→ Direction
All the data below goes into the copy word for word, but the pictures don't.
* BEGIN Records supplied *
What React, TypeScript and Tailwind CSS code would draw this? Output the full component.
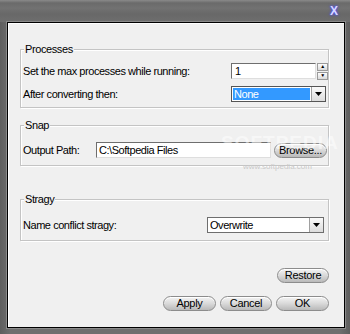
const font = { fontFamily: '"Liberation Sans", Arial, sans-serif' }

function Group({ title, className, children }: { title: string; className: string; children: React.ReactNode }) {
  return (
    <div className={`relative border border-[#c4c4c4] shadow-[inset_1px_1px_0_#fff,1px_1px_0_#fff] ${className}`}>
      <span className="absolute -top-[8px] left-[3px] bg-[#f0f0f0] px-[1px] text-[11px] leading-[14px] tracking-[-0.4px] text-black">
        {title}
      </span>
      {children}
    </div>
  )
}

function PillButton({ label, className }: { label: string; className: string }) {
  return (
    <button
      className={`flex h-[15px] items-center justify-center rounded-full border border-[#8c8c8c] bg-[linear-gradient(#f4f4f4,#d9d9d9_50%,#b9b9b9)] text-[11px] leading-none tracking-[-0.3px] text-black shadow-[inset_0_1px_0_#fff] ${className}`}
    >
      {label}
    </button>
  )
}

function DropArrow() {
  return (
    <span className="flex h-full w-[14px] items-center justify-center border-l border-[#a0a0a0] bg-[linear-gradient(#fafafa,#dcdcdc)]">
      <svg width="7" height="4" viewBox="0 0 7 4">
        <path d="M0 0h7L3.5 4z" fill="#000" />
      </svg>
    </span>
  )
}

export default function App() {
  return (
    <div
      className="flex h-[334px] w-[350px] flex-col bg-[linear-gradient(90deg,#5e5e5e,#6f6f6f_3%,#6f6f6f_97%,#5e5e5e)]"
      style={font}
    >
      {/* title bar */}
      <div className="flex h-[22px] items-center justify-end bg-[linear-gradient(#8a8a8a,#6a6a6a_3px,#727272_8px,#686868_14px,#6e6e6e)] pr-[12px]">
        <span className="text-[12px] font-bold leading-none text-[#d8d8ff] [text-shadow:0_0_2px_#5050ff,0_0_3px_#5050ff]">
          X
        </span>
      </div>

      {/* panel */}
      <div className="ml-[7px] h-[306px] w-[338px] border border-black bg-[#f0f0f0] text-[11px] tracking-[-0.45px] shadow-[inset_1px_1px_0_#fff,0_0_0_1px_#8a8a8a]">
        <div className="flex flex-col pl-[12px] pr-[15px] pt-[26px]">
          <Group title="Processes" className="h-[59px]">
            <div className="mt-[13px] flex h-[16px] items-center pl-[2px]">
              <span className="w-[208px] text-black">Set the max processes while running:</span>
              <div className="h-[16px] w-[85px] border border-t-[#6e6e6e] border-l-[#6e6e6e] border-b-[#dedede] border-r-[#dedede] bg-white pl-[3px] leading-[14px]">
                1
              </div>
              <div className="ml-[1px] flex h-[17px] w-[11px] flex-col">
                <span className="flex h-[8px] items-center justify-center border border-[#9a9a9a] bg-[linear-gradient(#fdfdfd,#dadada)] text-[5px] leading-none">
                  ▲
                </span>
                <span className="mt-[1px] flex h-[8px] items-center justify-center border border-[#9a9a9a] bg-[linear-gradient(#fdfdfd,#dadada)] text-[5px] leading-none">
                  ▼
                </span>
              </div>
            </div>
            <div className="mt-[7px] flex h-[16px] items-center pl-[2px]">
              <span className="w-[208px] text-black">After converting then:</span>
              <div className="flex h-[16px] w-[95px] border border-[#555] bg-white">
                <span className="m-[1px] flex-1 bg-[#3399ff] pl-[1px] leading-[12px] text-white">None</span>
                <DropArrow />
              </div>
            </div>
          </Group>

          <Group title="Snap" className="relative mt-[17px] h-[41px]">
            <div className="mt-[16px] flex h-[16px] items-center pl-[2px]">
              <span className="w-[73px] text-black">Output Path:</span>
              <div className="h-[16px] w-[175px] border border-t-[#6e6e6e] border-l-[#6e6e6e] border-b-[#dedede] border-r-[#dedede] bg-white pl-[2px] leading-[14px] text-black">
                C:\Softpedia Files
              </div>
              <PillButton label="Browse..." className="ml-[3px] w-[53px]" />
            </div>
            <span className="pointer-events-none absolute left-[200px] top-[7px] text-[19px] font-bold leading-none tracking-[1px] text-white/50">
              SOFTPEDIA
            </span>
            <span className="pointer-events-none absolute left-[222px] top-[37px] text-[8px] leading-none tracking-normal text-[#c8c8c8]">
              www.softpedia.com
            </span>
          </Group>

          <Group title="Stragy" className="mt-[33px] h-[42px]">
            <div className="mt-[17px] flex h-[16px] items-center pl-[2px]">
              <span className="w-[184px] text-black">Name conflict stragy:</span>
              <div className="flex h-[16px] w-[117px] border border-[#6e6e6e] bg-white">
                <span className="flex-1 pl-[2px] leading-[14px] text-black">Overwrite</span>
                <DropArrow />
              </div>
            </div>
          </Group>

          <div className="mt-[27px] flex justify-end">
            <PillButton label="Restore" className="w-[52px]" />
          </div>
          <div className="mt-[13px] flex justify-end gap-[4px]">
            <PillButton label="Apply" className="w-[53px]" />
            <PillButton label="Cancel" className="w-[52px]" />
            <PillButton label="OK" className="w-[53px]" />
          </div>
        </div>
      </div>
    </div>
  )
}
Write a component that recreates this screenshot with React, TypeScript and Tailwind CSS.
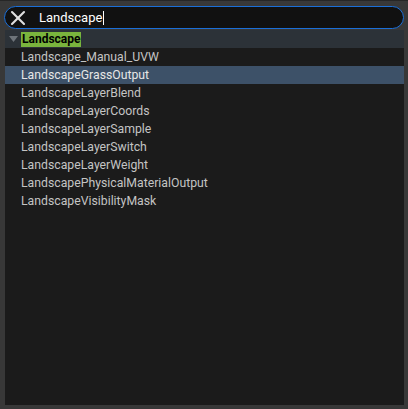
import { X } from "lucide-react";

const items = [
  "Landscape_Manual_UVW",
  "LandscapeGrassOutput",
  "LandscapeLayerBlend",
  "LandscapeLayerCoords",
  "LandscapeLayerSample",
  "LandscapeLayerSwitch",
  "LandscapeLayerWeight",
  "LandscapePhysicalMaterialOutput",
  "LandscapeVisibilityMask",
];

const selected = "LandscapeGrassOutput";

export default function App() {
  return (
    <div
      className="w-[408px] h-[409px] bg-[#383838] border-t border-[#262626] flex flex-col px-[4px] pt-[5px] pb-[4px] overflow-hidden"
      style={{ fontFamily: "Roboto, 'Noto Sans', sans-serif" }}
    >
      {/* search box */}
      <div className="h-[23px] rounded-full bg-[#111111] border border-[#1b6fd8] flex items-center pl-[1px]">
        <X className="w-[24px] h-[24px] text-[#e0e0e0]" strokeWidth={2.1} />
        <span className="ml-[9px] text-[13px] text-white leading-none">Landscape</span>
        <span className="w-px h-[14px] bg-white ml-px" />
      </div>

      {/* results */}
      <div className="mt-[1px] ml-px flex-1 bg-[#1b1b1b] flex flex-col">
        <div className="h-[18px] bg-[#2c3238] flex items-center">
          <svg width="10" height="8" viewBox="0 0 10 8" className="ml-[4px]">
            <polygon points="0,1 9,1 4.5,7" fill="#6e747a" />
          </svg>
          <span className="ml-[2px] bg-[#7ab43d] text-black font-bold text-[12px] leading-[15px] px-px">
            Landscape
          </span>
        </div>
        {items.map((name) => (
          <div
            key={name}
            className={
              "h-[18px] flex items-center pl-[16px] text-[12.25px] " +
              (name === selected ? "bg-[#3d5168] text-[#e6e6e6]" : "text-[#c4c4c4]")
            }
          >
            {name}
          </div>
        ))}
      </div>
    </div>
  );
}
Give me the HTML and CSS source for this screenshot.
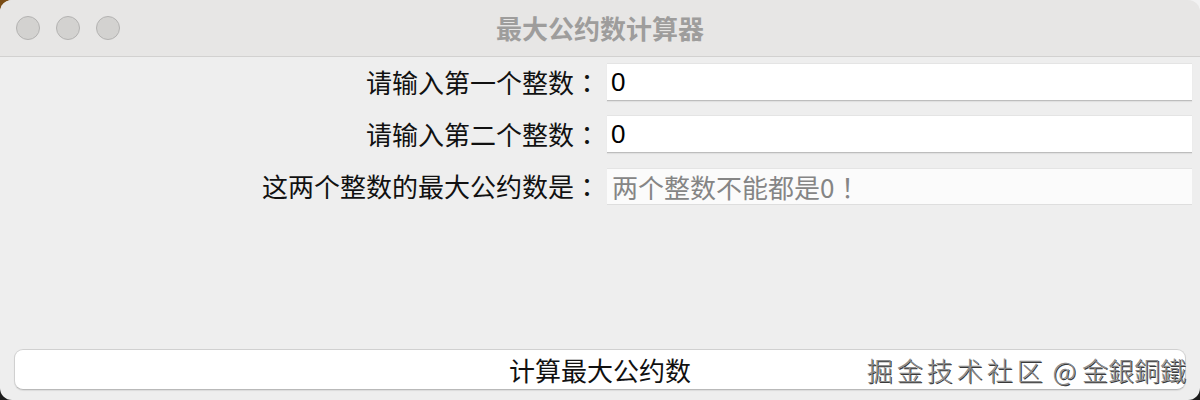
* END Records supplied *
→ Written response
What React, TypeScript and Tailwind CSS code would draw this? Output the full component.
const font = { fontFamily: '"Liberation Sans", Arial, sans-serif' }

function Group({ title, className, children }: { title: string; className: string; children: React.ReactNode }) {
  return (
    <div className={`relative border border-[#c4c4c4] shadow-[inset_1px_1px_0_#fff,1px_1px_0_#fff] ${className}`}>
      <span className="absolute -top-[8px] left-[3px] bg-[#f0f0f0] px-[1px] text-[11px] leading-[14px] tracking-[-0.4px] text-black">
        {title}
      </span>
      {children}
    </div>
  )
}

function PillButton({ label, className }: { label: string; className: string }) {
  return (
    <button
      className={`flex h-[15px] items-center justify-center rounded-full border border-[#8c8c8c] bg-[linear-gradient(#f4f4f4,#d9d9d9_50%,#b9b9b9)] text-[11px] leading-none tracking-[-0.3px] text-black shadow-[inset_0_1px_0_#fff] ${className}`}
    >
      {label}
    </button>
  )
}

function DropArrow() {
  return (
    <span className="flex h-full w-[14px] items-center justify-center border-l border-[#a0a0a0] bg-[linear-gradient(#fafafa,#dcdcdc)]">
      <svg width="7" height="4" viewBox="0 0 7 4">
        <path d="M0 0h7L3.5 4z" fill="#000" />
      </svg>
    </span>
  )
}

export default function App() {
  return (
    <div
      className="flex h-[334px] w-[350px] flex-col bg-[linear-gradient(90deg,#5e5e5e,#6f6f6f_3%,#6f6f6f_97%,#5e5e5e)]"
      style={font}
    >
      {/* title bar */}
      <div className="flex h-[22px] items-center justify-end bg-[linear-gradient(#8a8a8a,#6a6a6a_3px,#727272_8px,#686868_14px,#6e6e6e)] pr-[12px]">
        <span className="text-[12px] font-bold leading-none text-[#d8d8ff] [text-shadow:0_0_2px_#5050ff,0_0_3px_#5050ff]">
          X
        </span>
      </div>

      {/* panel */}
      <div className="ml-[7px] h-[306px] w-[338px] border border-black bg-[#f0f0f0] text-[11px] tracking-[-0.45px] shadow-[inset_1px_1px_0_#fff,0_0_0_1px_#8a8a8a]">
        <div className="flex flex-col pl-[12px] pr-[15px] pt-[26px]">
          <Group title="Processes" className="h-[59px]">
            <div className="mt-[13px] flex h-[16px] items-center pl-[2px]">
              <span className="w-[208px] text-black">Set the max processes while running:</span>
              <div className="h-[16px] w-[85px] border border-t-[#6e6e6e] border-l-[#6e6e6e] border-b-[#dedede] border-r-[#dedede] bg-white pl-[3px] leading-[14px]">
                1
              </div>
              <div className="ml-[1px] flex h-[17px] w-[11px] flex-col">
                <span className="flex h-[8px] items-center justify-center border border-[#9a9a9a] bg-[linear-gradient(#fdfdfd,#dadada)] text-[5px] leading-none">
                  ▲
                </span>
                <span className="mt-[1px] flex h-[8px] items-center justify-center border border-[#9a9a9a] bg-[linear-gradient(#fdfdfd,#dadada)] text-[5px] leading-none">
                  ▼
                </span>
              </div>
            </div>
            <div className="mt-[7px] flex h-[16px] items-center pl-[2px]">
              <span className="w-[208px] text-black">After converting then:</span>
              <div className="flex h-[16px] w-[95px] border border-[#555] bg-white">
                <span className="m-[1px] flex-1 bg-[#3399ff] pl-[1px] leading-[12px] text-white">None</span>
                <DropArrow />
              </div>
            </div>
          </Group>

          <Group title="Snap" className="relative mt-[17px] h-[41px]">
            <div className="mt-[16px] flex h-[16px] items-center pl-[2px]">
              <span className="w-[73px] text-black">Output Path:</span>
              <div className="h-[16px] w-[175px] border border-t-[#6e6e6e] border-l-[#6e6e6e] border-b-[#dedede] border-r-[#dedede] bg-white pl-[2px] leading-[14px] text-black">
                C:\Softpedia Files
              </div>
              <PillButton label="Browse..." className="ml-[3px] w-[53px]" />
            </div>
            <span className="pointer-events-none absolute left-[200px] top-[7px] text-[19px] font-bold leading-none tracking-[1px] text-white/50">
              SOFTPEDIA
            </span>
            <span className="pointer-events-none absolute left-[222px] top-[37px] text-[8px] leading-none tracking-normal text-[#c8c8c8]">
              www.softpedia.com
            </span>
          </Group>

          <Group title="Stragy" className="mt-[33px] h-[42px]">
            <div className="mt-[17px] flex h-[16px] items-center pl-[2px]">
              <span className="w-[184px] text-black">Name conflict stragy:</span>
              <div className="flex h-[16px] w-[117px] border border-[#6e6e6e] bg-white">
                <span className="flex-1 pl-[2px] leading-[14px] text-black">Overwrite</span>
                <DropArrow />
              </div>
            </div>
          </Group>

          <div className="mt-[27px] flex justify-end">
            <PillButton label="Restore" className="w-[52px]" />
          </div>
          <div className="mt-[13px] flex justify-end gap-[4px]">
            <PillButton label="Apply" className="w-[53px]" />
            <PillButton label="Cancel" className="w-[52px]" />
            <PillButton label="OK" className="w-[53px]" />
          </div>
        </div>
      </div>
    </div>
  )
}
Write a component that recreates this screenshot with React, TypeScript and Tailwind CSS.
import { X } from "lucide-react";

const items = [
  "Landscape_Manual_UVW",
  "LandscapeGrassOutput",
  "LandscapeLayerBlend",
  "LandscapeLayerCoords",
  "LandscapeLayerSample",
  "LandscapeLayerSwitch",
  "LandscapeLayerWeight",
  "LandscapePhysicalMaterialOutput",
  "LandscapeVisibilityMask",
];

const selected = "LandscapeGrassOutput";

export default function App() {
  return (
    <div
      className="w-[408px] h-[409px] bg-[#383838] border-t border-[#262626] flex flex-col px-[4px] pt-[5px] pb-[4px] overflow-hidden"
      style={{ fontFamily: "Roboto, 'Noto Sans', sans-serif" }}
    >
      {/* search box */}
      <div className="h-[23px] rounded-full bg-[#111111] border border-[#1b6fd8] flex items-center pl-[1px]">
        <X className="w-[24px] h-[24px] text-[#e0e0e0]" strokeWidth={2.1} />
        <span className="ml-[9px] text-[13px] text-white leading-none">Landscape</span>
        <span className="w-px h-[14px] bg-white ml-px" />
      </div>

      {/* results */}
      <div className="mt-[1px] ml-px flex-1 bg-[#1b1b1b] flex flex-col">
        <div className="h-[18px] bg-[#2c3238] flex items-center">
          <svg width="10" height="8" viewBox="0 0 10 8" className="ml-[4px]">
            <polygon points="0,1 9,1 4.5,7" fill="#6e747a" />
          </svg>
          <span className="ml-[2px] bg-[#7ab43d] text-black font-bold text-[12px] leading-[15px] px-px">
            Landscape
          </span>
        </div>
        {items.map((name) => (
          <div
            key={name}
            className={
              "h-[18px] flex items-center pl-[16px] text-[12.25px] " +
              (name === selected ? "bg-[#3d5168] text-[#e6e6e6]" : "text-[#c4c4c4]")
            }
          >
            {name}
          </div>
        ))}
      </div>
    </div>
  );
}
Give me the HTML and CSS source for this screenshot.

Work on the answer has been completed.